2022.5.27 広島~島根 鉄の旅(その4)

 雲南市吉田は斐伊川支流三刀屋川の支川の吉田川流域で、最後は斐伊川本流上流部の島根県仁多郡奥出雲町へ。

 JR木次(きすき)線出雲横田駅前のいい感じの旅館に泊まり、地図を見ていたら国道314号「おろちループ」やら木次線の三段スイッチバックやらがあったので(方向が逆のため)朝食前に見に行った。

 (出雲坂根駅、複線じゃなくてスイッチバック

 (国道はおろちループ、正面に木次線がみえる)

 当日はトロッコ列車「奥出雲おろち号」の運行日だったが、帰宅後ニュースを見たら午前中に踏切でトラックが信号ケーブルを切断したため運転見合わせになったそうだ。木次線出雲横田から先)は冬季は雪のため運休だし、乗らないうちに廃止になりそう。

 奥出雲町横田には「奥出雲たたらと刀剣館」があり、たたら炉の実物大?模型がある。また、唯一の操業中の「日刀保たたら」や鉄師御三家の絲原家と櫻井家もある。

 (奥出雲たたらと刀剣館)

 (日刀保たたら;日本美術刀剣保存協会の運営するたたら)

 日刀保たたらは「鳥上木炭銑工場角炉」というらしい。日本刀を作るための「玉鋼(たまはがね)」は、たたらじゃないとできないそうだが、非公開のため中は見られない。

 近くには昭和47年(1972)まで使っていた鉄穴流しの比重選鉱場もある。

 (羽内谷鉱山鉄穴流し本場)

 奥出雲は日本遺産に加え、文化庁重要文化的景観「奥出雲たたら製鉄及び棚田の文化的景観」と日本農業遺産「たたら製鉄由来の資源循環型農業」にも指定されている。
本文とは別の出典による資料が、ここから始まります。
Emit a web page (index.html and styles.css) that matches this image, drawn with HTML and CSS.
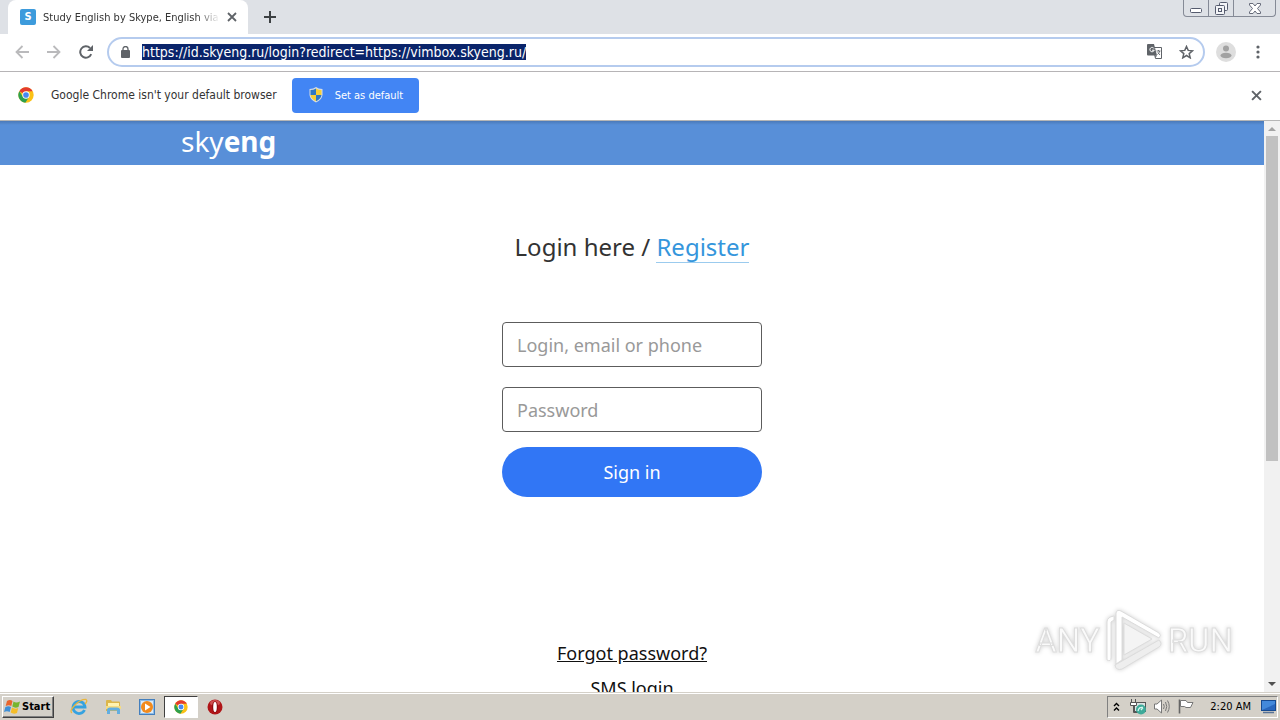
FILE: index.html
```html
<!DOCTYPE html>
<html lang="en">
<head>
    <meta charset="UTF-8">
    <meta name="viewport" content="width=device-width, initial-scale=1.0">
    <title>Study English by Skype, English via Skype</title>
    <link rel="stylesheet" href="styles.css">
</head>
<body>
    <!-- Shared icons -->
    <svg class="sprite" aria-hidden="true">
        <symbol id="chrome" viewBox="0 0 48 48">
            <circle cx="24" cy="24" r="23" fill="#fbc116"/>
            <path d="M24 24 4.100 12.500A23 23 0 0 1 43.900 12.500L24 13Z" fill="#e33b2e"/>
            <path d="M4.100 12.500A23 23 0 0 0 22 47L33.500 29.500 24 34 14.500 29.500Z" fill="#2da04e"/>
            <circle cx="24" cy="24" r="11" fill="#fff"/>
            <circle cx="24" cy="24" r="8.500" fill="#4688f1"/>
        </symbol>
        <symbol id="cross" viewBox="0 0 10 10">
            <path d="M1 1 9 9M9 1 1 9" fill="none" stroke="currentColor" stroke-width="1.800"/>
        </symbol>
    </svg>

    <div class="desktop">
        <!-- Tab strip -->
        <div class="tab-strip">
            <div class="tab">
                <span class="favicon">S</span>
                <span class="tab-title">Study English by Skype, English via S</span>
                <button class="icon-btn" aria-label="Close tab"><svg width="10" height="10"><use href="#cross"/></svg></button>
            </div>
            <button class="icon-btn new-tab" aria-label="New tab">
                <svg width="12" height="12" viewBox="0 0 12 12"><path d="M6 0V12M0 6H12" stroke="#3c4043" stroke-width="2"/></svg>
            </button>
            <div class="window-controls">
                <button class="window-btn" aria-label="Minimize">
                    <svg width="12" height="5" viewBox="0 0 12 5"><rect x=".5" y=".5" width="11" height="4" rx="1" fill="#fff" stroke="#555b6e"/></svg>
                </button>
                <button class="window-btn" aria-label="Restore">
                    <svg width="13" height="13" viewBox="0 0 13 13" fill="#f3f4f7" stroke="#555b6e"><rect x="4.500" y=".5" width="8" height="8" rx="1"/><rect x=".5" y="3.500" width="9" height="9" rx="1"/><rect x="3.500" y="6.500" width="3" height="3"/></svg>
                </button>
                <button class="window-btn window-close" aria-label="Close">
                    <svg width="12" height="11" viewBox="0 0 12 11"><path d="M.5.5H4L6 3 8 .5H11.500V2L8.500 5.500 11.500 9V10.500H8L6 8 4 10.500H.5V9L3.500 5.500.5 2Z" fill="#fff" stroke="#666b7a"/></svg>
                </button>
            </div>
        </div>

        <!-- Toolbar -->
        <div class="toolbar">
            <button class="icon-btn nav-btn disabled" aria-label="Back">
                <svg width="14" height="14" viewBox="0 0 14 14" fill="none" stroke="currentColor" stroke-width="1.800"><path d="M14 7H1.500M7.500 1 1.500 7 7.500 13"/></svg>
            </button>
            <button class="icon-btn nav-btn disabled" aria-label="Forward">
                <svg width="14" height="14" viewBox="0 0 14 14" fill="none" stroke="currentColor" stroke-width="1.800"><path d="M0 7H12.500M6.500 1 12.500 7 6.500 13"/></svg>
            </button>
            <button class="icon-btn nav-btn" aria-label="Reload">
                <svg width="14" height="14" viewBox="0 0 14 14"><path d="M12.200 9.200A5.700 5.700 0 1 1 11 3" fill="none" stroke="currentColor" stroke-width="2"/><path d="M14 0V6H8Z" fill="currentColor"/></svg>
            </button>
            <div class="address-bar">
                <svg class="lock" width="9" height="12" viewBox="0 0 9 12"><rect y="4" width="9" height="8" rx="1" fill="#5f6368"/><path d="M2 5V3a2.500 2.500 0 0 1 5 0V5" fill="none" stroke="#5f6368" stroke-width="1.300"/></svg>
                <input class="address-input" id="address" type="text" aria-label="Address" spellcheck="false" value="https://id.skyeng.ru/login?redirect=https://vimbox.skyeng.ru/">
                <button class="icon-btn" aria-label="Translate this page">
                    <svg width="15" height="15" viewBox="0 0 15 15"><path d="M6 3.500H14.500V14.500H8.500Z" fill="#fff" stroke="#5f6368"/><path d="M1 0H7L10 11.500H1Q0 11.500 0 10.500V1Q0 0 1 0Z" fill="#5f6368"/><path d="M7 4.500A2.200 2.200 0 1 0 7.200 6.200H5" fill="none" stroke="#fff"/><path d="M9.500 7H13.500M11.500 6V7M12.700 7Q12 9.500 10.500 10.500M10.800 8.500 13 11" fill="none" stroke="#5f6368" stroke-width=".9"/><path d="M8 11.500H10L8.500 14Z" fill="#5f6368"/></svg>
                </button>
                <button class="icon-btn star" aria-label="Bookmark this page">
                    <svg width="15" height="14" viewBox="0 0 15 14"><path d="M7.500 1.500 9.200 5.400 13.500 5.800 10.200 8.600 11.200 12.800 7.500 10.500 3.800 12.800 4.800 8.600 1.500 5.800 5.800 5.400Z" fill="none" stroke="#5f6368" stroke-width="1.500"/></svg>
                </button>
            </div>
            <button class="icon-btn avatar" aria-label="Profile">
                <svg width="20" height="20" viewBox="0 0 20 20"><circle cx="10" cy="10" r="10" fill="#dedede"/><circle cx="10" cy="6.500" r="3" fill="#a2a2a2"/><ellipse cx="10" cy="13.500" rx="5.500" ry="2.800" fill="#a2a2a2"/></svg>
            </button>
            <button class="icon-btn" aria-label="Menu">
                <svg width="4" height="14" viewBox="0 0 4 14" fill="#5f6368"><circle cx="2" cy="2" r="1.600"/><circle cx="2" cy="7" r="1.600"/><circle cx="2" cy="12" r="1.600"/></svg>
            </button>
        </div>

        <!-- Default browser notice -->
        <div class="infobar">
            <svg width="16" height="16"><use href="#chrome"/></svg>
            <span class="infobar-text">Google Chrome isn't your default browser</span>
            <button class="default-btn">
                <svg width="14" height="16" viewBox="0 0 14 16"><path d="M7 0Q9.500 2 13.500 2V8Q13 13 7 15.500 1 13 .5 8V2Q4.500 2 7 0Z" fill="#d5dce4"/><path d="M7 1.500V8H1.500V3Q4.500 3 7 1.500ZM7 8H12.500Q12 12 7 14.300Z" fill="#2f78c4"/><path d="M7 1.500Q9.500 3 12.500 3V8H7ZM1.500 8H7V14.300Q2 12 1.500 8Z" fill="#f7cf36"/></svg>
                Set as default
            </button>
            <button class="icon-btn infobar-close" aria-label="Close"><svg width="11" height="11"><use href="#cross"/></svg></button>
        </div>

        <!-- Web page -->
        <div class="viewport">
            <div class="page">
                <header class="header">
                    <div class="container">
                        <a href="#" class="logo">sky<b>eng</b></a>
                    </div>
                </header>
                <main class="login">
                    <h1 class="login-title">Login here / <a href="#" class="register-link">Register</a></h1>
                    <form class="login-form">
                        <input class="field" type="text" aria-label="Login, email or phone" placeholder="Login, email or phone">
                        <input class="field" type="password" aria-label="Password" placeholder="Password">
                        <button class="sign-in" type="button">Sign in</button>
                    </form>
                    <div class="login-links">
                        <a href="#" class="forgot-link">Forgot password?</a>
                        <a href="#" class="sms-link">SMS login</a>
                    </div>
                </main>
            </div>
            <div class="scrollbar">
                <svg width="8" height="4" viewBox="0 0 8 4"><path d="M0 4 4 0 8 4Z" fill="#a3a3a3"/></svg>
                <div class="scroll-track"><div class="scroll-thumb"></div></div>
                <svg width="8" height="4" viewBox="0 0 8 4"><path d="M0 0 4 4 8 0Z" fill="#505050"/></svg>
            </div>
            <div class="watermark">
                <span>ANY</span>
                <svg width="58" height="64" viewBox="0 0 58 64" fill="#fff" stroke="#dcdcdc" stroke-linejoin="round">
                    <path d="M2 14Q2 9 9 8V12L6 14V50Q6 54 2 52Z"/>
                    <path d="M11 5Q12 1 16 3L54 25Q57 27 54 30L17 9V52L11 56Z"/>
                    <path d="M19 15 47 31 19 47Z" fill="#f4f4f4"/>
                    <path d="M10 57 54 32Q58 36 54 39L17 61Q11 63 10 57Z" fill="#eeeeee"/>
                </svg>
                <span>RUN</span>
            </div>
        </div>

        <!-- Taskbar -->
        <div class="taskbar">
            <button class="start-btn">
                <svg width="17" height="16" viewBox="0 0 17 16"><path d="M3 2Q6 0 8.500 2L7.300 7Q5 5.500 1.700 7Z" fill="#e9652c"/><path d="M9.500 2.500Q12 4.500 16 2.500L14.500 8Q11 9.500 8.300 7.500Z" fill="#77b52f"/><path d="M1.400 8Q4.500 6.500 7 8L5.700 13Q3 11.500 0 13Z" fill="#3f8fd6"/><path d="M8 8.500Q11 10.500 14.200 9L13 14Q9.500 15.500 6.700 13.500Z" fill="#f5bd28"/></svg>
                Start
            </button>
            <div class="quick-launch">
                <button class="task-btn" aria-label="Internet Explorer">
                    <svg width="18" height="18" viewBox="0 0 18 18" fill="none"><path d="M14.500 12A6 6 0 1 1 15 9H4" stroke="#35a2e0" stroke-width="2.800"/><path d="M2 15Q-1 13 5 7T16 1.500Q18 3 15 6" stroke="#e9b63c" stroke-width="1.300"/></svg>
                </button>
                <button class="task-btn" aria-label="Explorer">
                    <svg width="17" height="16" viewBox="0 0 17 16"><path d="M1 2Q1 1 2 1H6L7 2.500H14Q15 2.500 15 3.500V12H1Z" fill="#dcb64a"/><path d="M3 4H14V8H3Z" fill="#fff3b0"/><path d="M1 7H16V10H1Z" fill="#f5dc82"/><path d="M2 15V11Q2 8.500 5 8.500H12Q15 8.500 15 11V15H12V11.500H5V15Z" fill="#62aee0"/></svg>
                </button>
                <button class="task-btn" aria-label="Media Player">
                    <svg width="16" height="16" viewBox="0 0 16 16"><rect x=".5" y=".5" width="15" height="15" fill="#8dbce8" stroke="#447fbd"/><rect x="2" y="2" width="12" height="12" fill="#dcebf8"/><circle cx="8" cy="8" r="6" fill="#f28a1c"/><path d="M6 4.500 11.500 8 6 11.500Z" fill="#fff"/></svg>
                </button>
                <button class="task-btn active" aria-label="Chrome"><svg width="14" height="14"><use href="#chrome"/></svg></button>
                <button class="task-btn" aria-label="Opera">
                    <svg width="16" height="16" viewBox="0 0 16 16"><circle cx="8" cy="8" r="7.500" fill="#b01518"/><ellipse cx="8" cy="4" rx="5" ry="3" fill="#cf5050"/><ellipse cx="8" cy="8" rx="3" ry="5.800" fill="#8a0c10"/><ellipse cx="8" cy="8" rx="1.800" ry="5" fill="#fff"/></svg>
                </button>
            </div>
            <div class="tray">
                <svg width="7" height="10" viewBox="0 0 7 10" fill="none" stroke="#000" stroke-width="1.400"><path d="M1 4 3.500 1.500 6 4M1 8.500 3.500 6 6 8.500"/></svg>
                <svg class="tray-network" width="17" height="16" viewBox="0 0 17 16"><rect x="4.500" y="3.500" width="11" height="9" fill="#dce4e4" stroke="#555"/><path d="M1.500 0V4M5.500 0V4M3.500 6V13.500H8" fill="none" stroke="#555"/><path d="M.5 3.500H6.500V6.500H.5Z" fill="#fff" stroke="#555"/><circle cx="11" cy="10.500" r="5" fill="#3eaa99"/><path d="M8 12Q9 7.500 13 8.500M13 8.500 11 11" fill="none" stroke="#d7f5ef" stroke-width="1.300"/></svg>
                <svg width="16" height="15" viewBox="0 0 16 15"><path d="M.5 5H3L7.500 1V14L3 10H.5Z" fill="#fff" stroke="#777"/><path d="M9.500 5Q11 7.500 9.500 10M11.500 3Q14 7.500 11.500 12M13.500 1.500Q17 7.500 13.500 13.500" fill="none" stroke="#777"/></svg>
                <svg class="tray-flag" width="16" height="15" viewBox="0 0 16 15"><path d="M1.500.5V14.500" stroke="#666" stroke-width="1.600"/><path d="M2.500 1.500H8L9.500 3.500H15L12.500 8.500H8L6.500 7.500H2.500Z" fill="#fff" stroke="#777"/></svg>
                <span class="clock">2:20 AM</span>
                <svg width="15" height="14" viewBox="0 0 15 14"><rect x=".5" y=".5" width="14" height="10" fill="#2866bd" stroke="#164a91"/><path d="M1 10 14 4V1H1Z" fill="#4389db"/><path d="M2 12.500H13" stroke="#587397" stroke-width="1.500"/></svg>
            </div>
        </div>
    </div>

    <script>
        // Address is highlighted as soon as the window opens
        const address = document.getElementById('address');
        address.focus();
        address.select();
    </script>
</body>
</html>
```
FILE: styles.css
```css
/* Reset and base styles */
* {
    margin: 0;
    padding: 0;
    box-sizing: border-box;
}

body {
    background-color: #ffffff;
    font-family: 'DejaVu Sans Condensed', 'DejaVu Sans', sans-serif;
    font-size: 11px;
    color: #333;
    overflow: hidden;
}

button,
input {
    font: inherit;
    color: inherit;
    border: none;
    background: none;
    outline: none;
}

svg {
    display: block;
    flex-shrink: 0;
}

.sprite {
    position: absolute;
    width: 0;
    height: 0;
}

.desktop {
    display: flex;
    flex-direction: column;
    height: 100vh;
}

.icon-btn {
    display: flex;
    align-items: center;
    justify-content: center;
    flex-shrink: 0;
    color: #5f6368;
}

/* Tab strip */
.tab-strip {
    display: flex;
    flex-shrink: 0;
    height: 34px;
    padding-left: 8px;
    background-color: #dee1e6;
}

.tab {
    display: flex;
    align-items: center;
    width: 240px;
    padding: 0 12px;
    background-color: #fff;
    border-radius: 8px 8px 0 0;
}

.favicon {
    width: 16px;
    height: 16px;
    flex-shrink: 0;
    margin-right: 7px;
    border-radius: 2px;
    background-color: #3d9bdc;
    color: #fff;
    font-weight: bold;
    line-height: 16px;
    text-align: center;
}

.tab-title {
    flex: 1;
    overflow: hidden;
    white-space: nowrap;
    -webkit-mask-image: linear-gradient(to left, transparent, #000 24px);
    mask-image: linear-gradient(to left, transparent, #000 24px);
}

.tab .icon-btn {
    width: 24px;
    height: 16px;
    margin-right: -8px;
}

.new-tab {
    width: 44px;
}

.window-controls {
    display: flex;
    height: 17px;
    margin-left: auto;
    margin-right: 4px;
    border: 1px solid #858a96;
    border-top: none;
    border-radius: 0 0 4px 4px;
}

.window-btn {
    display: flex;
    align-items: center;
    justify-content: center;
    width: 25px;
    border-right: 1px solid #858a96;
}

.window-btn:first-child {
    align-items: flex-end;
    padding-bottom: 3px;
}

.window-close {
    width: 41px;
    border-right: none;
}

/* Toolbar */
.toolbar {
    display: flex;
    align-items: center;
    flex-shrink: 0;
    height: 38px;
    padding: 0 20px 2px 6px;
    border-bottom: 1px solid #b6b4b6;
}

.nav-btn {
    width: 32px;
    height: 28px;
}

.disabled {
    color: #bababc;
}

.address-bar {
    display: flex;
    align-items: center;
    flex: 1;
    height: 30px;
    margin-left: 5px;
    padding: 0 9px 0 12px;
    border: 2px solid #b5cbee;
    border-radius: 15px;
}

.address-input {
    flex: 1;
    height: 18px;
    margin-left: 12px;
    font-size: 14px;
}

.address-input::selection {
    background-color: #0a246a;
    color: #fff;
}

.star {
    margin-left: 17px;
}

.avatar {
    margin: 0 20px 0 11px;
}

/* Infobar */
.infobar {
    display: flex;
    align-items: center;
    flex-shrink: 0;
    height: 49px;
    padding: 0 18px 2px;
    border-bottom: 1px solid #b6b6b6;
}

.infobar-text {
    margin: 0 15px 0 17px;
    font-size: 12px;
}

.default-btn {
    display: flex;
    align-items: center;
    gap: 12px;
    height: 35px;
    padding: 0 16px 0 17px;
    border-radius: 4px;
    background-color: #4285f4;
    color: #fff;
}

.infobar-close {
    margin-left: auto;
}

/* Web page */
.viewport {
    position: relative;
    display: flex;
    flex: 1;
    min-height: 0;
}

.page {
    flex: 1;
    overflow: hidden;
    font-family: 'Noto Sans', sans-serif;
    font-size: 18px;
}

.header {
    height: 44px;
    background: linear-gradient(#4b79b8, #588fd8 4px);
}

.container {
    max-width: 902px;
    margin: 0 auto;
}

.logo {
    color: #fff;
    font-size: 28px;
    line-height: 40px;
    text-decoration: none;
}

.login {
    display: flex;
    flex-direction: column;
    align-items: center;
    padding-top: 64px;
}

.login-title {
    font-size: 24px;
    font-weight: normal;
    line-height: 36px;
}

.register-link {
    display: inline-block;
    border-bottom: 1px solid #9bcbee;
    color: #3596dc;
    line-height: 30px;
    text-decoration: none;
}

.login-form {
    display: flex;
    flex-direction: column;
    width: 260px;
    margin-top: 57px;
}

.field {
    height: 45px;
    margin-bottom: 20px;
    padding: 0 14px;
    border: 1px solid #5c5c5c;
    border-radius: 4px;
}

.field::placeholder {
    color: #999;
}

.sign-in {
    height: 50px;
    margin-top: -5px;
    border-radius: 25px;
    background-color: #3176f5;
    color: #fff;
}

.login-links {
    display: flex;
    flex-direction: column;
    align-items: center;
    gap: 11px;
    margin-top: 144px;
    line-height: 24px;
}

.forgot-link {
    color: #111;
}

.sms-link {
    color: #111;
    text-decoration: none;
}

/* Scrollbar */
.scrollbar {
    display: flex;
    flex-direction: column;
    align-items: center;
    width: 16px;
    padding: 6px 2px;
    background-color: #f1f1f1;
}

.scroll-track {
    flex: 1;
    width: 100%;
    padding: 5px 0;
}

.scroll-thumb {
    height: 60%;
    background-color: #c1c1c1;
}

/* Watermark */
.watermark {
    position: absolute;
    right: 47px;
    bottom: 20px;
    display: flex;
    align-items: center;
    gap: 5px;
    color: #fafafa;
    font-family: 'Liberation Sans Narrow', Roboto, sans-serif;
    font-size: 33px;
    -webkit-text-stroke: 1px #dedede;
    filter: drop-shadow(0 0 2px #d0d0d0);
}

/* Taskbar */
.taskbar {
    display: flex;
    align-items: center;
    flex-shrink: 0;
    height: 28px;
    padding: 0 2px;
    border-top: 1px solid #d4d0c8;
    background-color: #d4d0c8;
    box-shadow: inset 0 1px #fff;
    color: #000;
}

.start-btn {
    display: flex;
    align-items: center;
    gap: 1px;
    width: 52px;
    height: 22px;
    padding: 0 1px;
    border: 1px solid;
    border-color: #fff #404040 #404040 #fff;
    box-shadow: inset -1px -1px #808080;
    font-weight: bold;
}

.quick-launch {
    display: flex;
    margin-left: 8px;
}

.task-btn {
    display: flex;
    align-items: center;
    justify-content: center;
    width: 34px;
    height: 22px;
}

.active {
    border: 1px solid;
    border-color: #404040 #fff #fff #404040;
    background-color: #fff;
}

.tray {
    display: flex;
    align-items: center;
    height: 22px;
    margin-left: auto;
    padding: 0 1px 0 5px;
    border: 1px solid;
    border-color: #808080 #fff #fff #808080;
}

.tray-network {
    margin: 0 7px 0 10px;
}

.tray-flag {
    margin-left: 8px;
}

.clock {
    margin: 0 10px 0 16px;
}
```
 追谷(おいだに)集落は鉄師卜蔵(ぼくら)家のたたらがあり、鉄穴流しの跡地が棚田となったそうだ。

 (追谷の棚田)

 福頼(ふくより)の棚田と原口の棚田には「鉄穴残丘」が複数見られる。

 (鉄穴残丘;お墓や祠がある場所は削られなかった)

 東京の高級スーパーで売っているブランド米「仁田米」は「東の魚沼、西の仁田」と称されるそうで、奥出雲の棚田のお米だった。そうだったのか!

 たたらと刀剣館でもらった教育委員会の地図に誤りがあり、「大原新田の棚田」(棚田百選)に行きそびれた。地図を信用した私が悪かった(グーグルマップを使え!)。

 鉄師御三家の絲原家は明治以降も木炭販売などを続け、JR木次線の前身の簸上鉄道をつくったそうだ。

 (絲原記念館)

 もう一つの御三家の櫻井家は広島の可部から来たため屋号を「可部屋」と名乗り、松江藩主松平不昧(ふまい)公が滞在したために庭に高さ16mの滝を作った。明治になって洋式製鉄でたたら製鉄が衰退したため、レンガ造りの角炉をつくって水車で送風するたたらをつくった(槇原角炉)。

 (櫻井家)

 (たたら角炉伝承館)

 絲原記念館の近くに天然記念物「鬼の舌震(したぶる?したぶるい?)」があり行きたかったが、またもや時間との闘いとなり断念。花崗岩のコアストーンがごろごろしているところだったような。

 国道432号で広島県庄原市高野インターへ、そこから広島へ戻りレンタカー返却。走行距離3日間で619km。